▶ _Given material_

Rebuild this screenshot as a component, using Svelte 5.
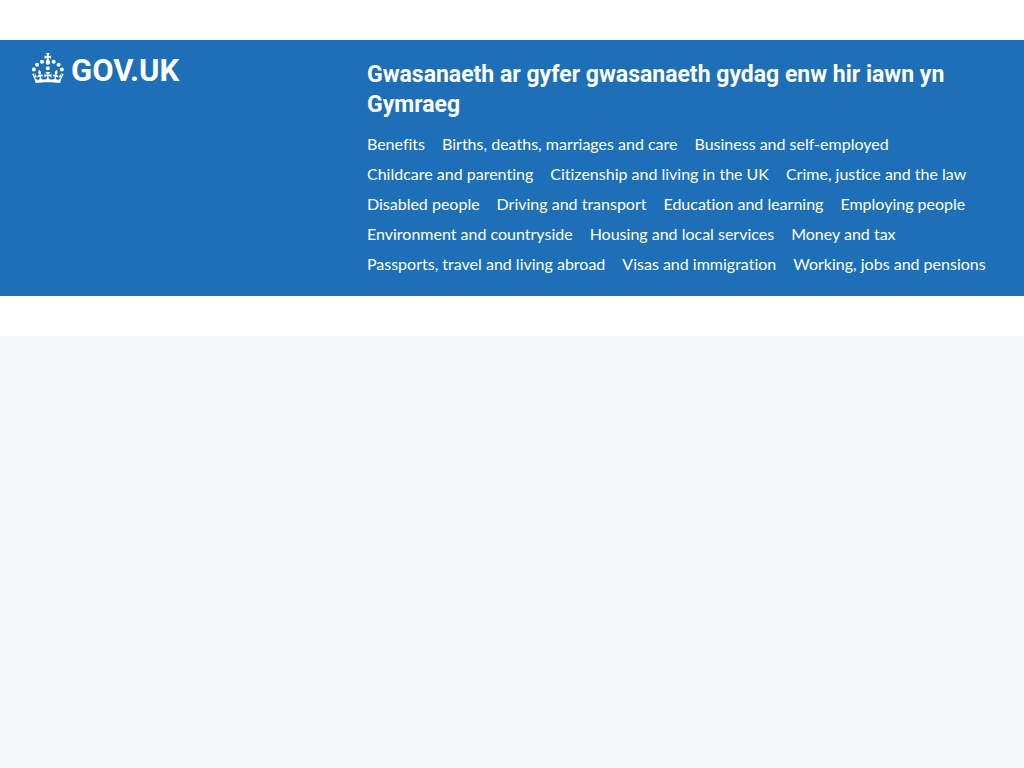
<script>
  const links = [
    'Benefits',
    'Births, deaths, marriages and care',
    'Business and self-employed',
    'Childcare and parenting',
    'Citizenship and living in the UK',
    'Crime, justice and the law',
    'Disabled people',
    'Driving and transport',
    'Education and learning',
    'Employing people',
    'Environment and countryside',
    'Housing and local services',
    'Money and tax',
    'Passports, travel and living abroad',
    'Visas and immigration',
    'Working, jobs and pensions',
  ];
  const jewels = [
    [20, 17.6],
    [10.2, 23.5],
    [3.7, 33.2],
    [31.7, 30.6],
    [43.3, 17.6],
    [53.2, 23.5],
    [59.7, 33.2],
  ];
</script>

<div class="preview">
  <header>
    <div class="container">
      <div class="brand">
        <a class="logo" href="#home" aria-label="GOV.UK">
          <svg viewBox="0 0 64 60" width="32" height="30" fill="currentColor" aria-hidden="true">
            {#each jewels as [cx, cy]}
              <circle {cx} {cy} r="4" />
            {/each}
            <path d="M33.1,9.8c.2-.1.3-.3.5-.5l4.6,2.4v-6.8l-4.6,1.5c-.1-.2-.3-.3-.5-.5l1.9-5.9h-6.7l1.9,5.9c-.2.1-.3.3-.5.5l-4.6-1.5v6.8l4.6-2.4c.1.2.3.3.5.5l-2.6,8c-.9,2.8,1.2,5.7,4.1,5.7h0c3,0,5.1-2.9,4.1-5.7l-2.6-8ZM37,37.9s-3.4,3.8-4.1,6.1c2.2,0,4.2-.5,6.4-2.8l-.7,8.5c-2-2.8-4.4-4.1-5.7-3.8.1,3.1.5,6.7,5.8,7.2,3.7.3,6.7-1.5,7-3.8.4-2.6-2-4.3-3.7-1.6-1.4-4.5,2.4-6.1,4.9-3.2-1.9-4.5-1.8-7.7,2.4-10.9,3,4,2.6,7.3-1.2,11.1,2.4-1.3,6.2,0,4,4.6-1.2-2.8-3.7-2.2-4.2.2-.3,1.7.7,3.7,3,4.2,1.9.3,4.7-.9,7-5.9-1.3,0-2.4.7-3.9,1.7l2.4-8c.6,2.3,1.4,3.7,2.2,4.5.6-1.6.5-2.8,0-5.3l5,1.8c-2.6,3.6-5.2,8.7-7.3,17.5-7.4-1.1-15.7-1.7-24.5-1.7h0c-8.8,0-17.1.6-24.5,1.7-2.1-8.9-4.7-13.9-7.3-17.5l5-1.8c-.5,2.5-.6,3.7,0,5.3.8-.8,1.6-2.3,2.2-4.5l2.4,8c-1.5-1-2.6-1.7-3.9-1.7,2.3,5,5.2,6.2,7,5.9,2.3-.4,3.3-2.4,3-4.2-.5-2.4-3-3.1-4.2-.2-2.2-4.6,1.6-6,4-4.6-3.7-3.7-4.2-7.1-1.2-11.1,4.2,3.2,4.3,6.4,2.4,10.9,2.5-2.8,6.3-1.3,4.9,3.2-1.8-2.7-4.1-1-3.7,1.6.3,2.3,3.3,4.1,7,3.8,5.4-.5,5.7-4.2,5.8-7.2-1.3-.2-3.7,1-5.7,3.8l-.7-8.5c2.2,2.3,4.2,2.7,6.4,2.8-.7-2.3-4.1-6.1-4.1-6.1h10.6Z" />
          </svg>
          <span>GOV.UK</span>
        </a>
      </div>
      <div class="content">
        <a class="service" href="#service">Gwasanaeth ar gyfer gwasanaeth gydag enw hir iawn yn Gymraeg</a>
        <nav aria-label="Menu">
          <ul>
            {#each links as label, i}
              <li><a href="#{i + 1}">{label}</a></li>
            {/each}
          </ul>
        </nav>
      </div>
    </div>
  </header>
</div>

<style>
  :global(body) {
    margin: 0;
    background: #f4f8fb;
    font-family: Lato, 'Liberation Sans', sans-serif;
    font-variant-ligatures: none;
  }

  .preview {
    padding: 40px 0;
    background: #fff;
  }

  header {
    background: #1d70b8;
    color: #fff;
  }

  a {
    color: inherit;
    text-decoration: none;
  }

  a:hover {
    text-decoration: underline;
  }

  .container {
    display: flex;
    max-width: 960px;
    margin: 0 auto;
  }

  .brand {
    flex: none;
    width: 33.33%;
    padding: 13px 15px 0 0;
  }

  .logo {
    display: inline-flex;
    align-items: center;
    gap: 7px;
    font-family: Roboto, 'Liberation Sans', sans-serif;
    font-size: 31px;
    font-weight: 700;
    line-height: 36px;
  }

  .logo svg {
    align-self: flex-start;
  }

  .content {
    flex: 1;
    min-width: 0;
    padding: 20px 0 17px;
  }

  .service {
    display: block;
    font-family: Roboto, 'Liberation Sans', sans-serif;
    font-size: 23px;
    font-weight: 700;
    line-height: 30px;
  }

  ul {
    display: flex;
    flex-wrap: wrap;
    column-gap: 17px;
    margin: 9px 0 0;
    padding: 0;
    list-style: none;
  }

  li {
    font-size: 16px;
    line-height: 30px;
  }
</style>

▶ _What the task asks_
Quote the data above in full and without alteration; skip the pictures.

▶ _Full output_
Rebuild this screenshot as a component, using Svelte 5.
<script>
  const links = [
    'Benefits',
    'Births, deaths, marriages and care',
    'Business and self-employed',
    'Childcare and parenting',
    'Citizenship and living in the UK',
    'Crime, justice and the law',
    'Disabled people',
    'Driving and transport',
    'Education and learning',
    'Employing people',
    'Environment and countryside',
    'Housing and local services',
    'Money and tax',
    'Passports, travel and living abroad',
    'Visas and immigration',
    'Working, jobs and pensions',
  ];
  const jewels = [
    [20, 17.6],
    [10.2, 23.5],
    [3.7, 33.2],
    [31.7, 30.6],
    [43.3, 17.6],
    [53.2, 23.5],
    [59.7, 33.2],
  ];
</script>

<div class="preview">
  <header>
    <div class="container">
      <div class="brand">
        <a class="logo" href="#home" aria-label="GOV.UK">
          <svg viewBox="0 0 64 60" width="32" height="30" fill="currentColor" aria-hidden="true">
            {#each jewels as [cx, cy]}
              <circle {cx} {cy} r="4" />
            {/each}
            <path d="M33.1,9.8c.2-.1.3-.3.5-.5l4.6,2.4v-6.8l-4.6,1.5c-.1-.2-.3-.3-.5-.5l1.9-5.9h-6.7l1.9,5.9c-.2.1-.3.3-.5.5l-4.6-1.5v6.8l4.6-2.4c.1.2.3.3.5.5l-2.6,8c-.9,2.8,1.2,5.7,4.1,5.7h0c3,0,5.1-2.9,4.1-5.7l-2.6-8ZM37,37.9s-3.4,3.8-4.1,6.1c2.2,0,4.2-.5,6.4-2.8l-.7,8.5c-2-2.8-4.4-4.1-5.7-3.8.1,3.1.5,6.7,5.8,7.2,3.7.3,6.7-1.5,7-3.8.4-2.6-2-4.3-3.7-1.6-1.4-4.5,2.4-6.1,4.9-3.2-1.9-4.5-1.8-7.7,2.4-10.9,3,4,2.6,7.3-1.2,11.1,2.4-1.3,6.2,0,4,4.6-1.2-2.8-3.7-2.2-4.2.2-.3,1.7.7,3.7,3,4.2,1.9.3,4.7-.9,7-5.9-1.3,0-2.4.7-3.9,1.7l2.4-8c.6,2.3,1.4,3.7,2.2,4.5.6-1.6.5-2.8,0-5.3l5,1.8c-2.6,3.6-5.2,8.7-7.3,17.5-7.4-1.1-15.7-1.7-24.5-1.7h0c-8.8,0-17.1.6-24.5,1.7-2.1-8.9-4.7-13.9-7.3-17.5l5-1.8c-.5,2.5-.6,3.7,0,5.3.8-.8,1.6-2.3,2.2-4.5l2.4,8c-1.5-1-2.6-1.7-3.9-1.7,2.3,5,5.2,6.2,7,5.9,2.3-.4,3.3-2.4,3-4.2-.5-2.4-3-3.1-4.2-.2-2.2-4.6,1.6-6,4-4.6-3.7-3.7-4.2-7.1-1.2-11.1,4.2,3.2,4.3,6.4,2.4,10.9,2.5-2.8,6.3-1.3,4.9,3.2-1.8-2.7-4.1-1-3.7,1.6.3,2.3,3.3,4.1,7,3.8,5.4-.5,5.7-4.2,5.8-7.2-1.3-.2-3.7,1-5.7,3.8l-.7-8.5c2.2,2.3,4.2,2.7,6.4,2.8-.7-2.3-4.1-6.1-4.1-6.1h10.6Z" />
          </svg>
          <span>GOV.UK</span>
        </a>
      </div>
      <div class="content">
        <a class="service" href="#service">Gwasanaeth ar gyfer gwasanaeth gydag enw hir iawn yn Gymraeg</a>
        <nav aria-label="Menu">
          <ul>
            {#each links as label, i}
              <li><a href="#{i + 1}">{label}</a></li>
            {/each}
          </ul>
        </nav>
      </div>
    </div>
  </header>
</div>

<style>
  :global(body) {
    margin: 0;
    background: #f4f8fb;
    font-family: Lato, 'Liberation Sans', sans-serif;
    font-variant-ligatures: none;
  }

  .preview {
    padding: 40px 0;
    background: #fff;
  }

  header {
    background: #1d70b8;
    color: #fff;
  }

  a {
    color: inherit;
    text-decoration: none;
  }

  a:hover {
    text-decoration: underline;
  }

  .container {
    display: flex;
    max-width: 960px;
    margin: 0 auto;
  }

  .brand {
    flex: none;
    width: 33.33%;
    padding: 13px 15px 0 0;
  }

  .logo {
    display: inline-flex;
    align-items: center;
    gap: 7px;
    font-family: Roboto, 'Liberation Sans', sans-serif;
    font-size: 31px;
    font-weight: 700;
    line-height: 36px;
  }

  .logo svg {
    align-self: flex-start;
  }

  .content {
    flex: 1;
    min-width: 0;
    padding: 20px 0 17px;
  }

  .service {
    display: block;
    font-family: Roboto, 'Liberation Sans', sans-serif;
    font-size: 23px;
    font-weight: 700;
    line-height: 30px;
  }

  ul {
    display: flex;
    flex-wrap: wrap;
    column-gap: 17px;
    margin: 9px 0 0;
    padding: 0;
    list-style: none;
  }

  li {
    font-size: 16px;
    line-height: 30px;
  }
</style>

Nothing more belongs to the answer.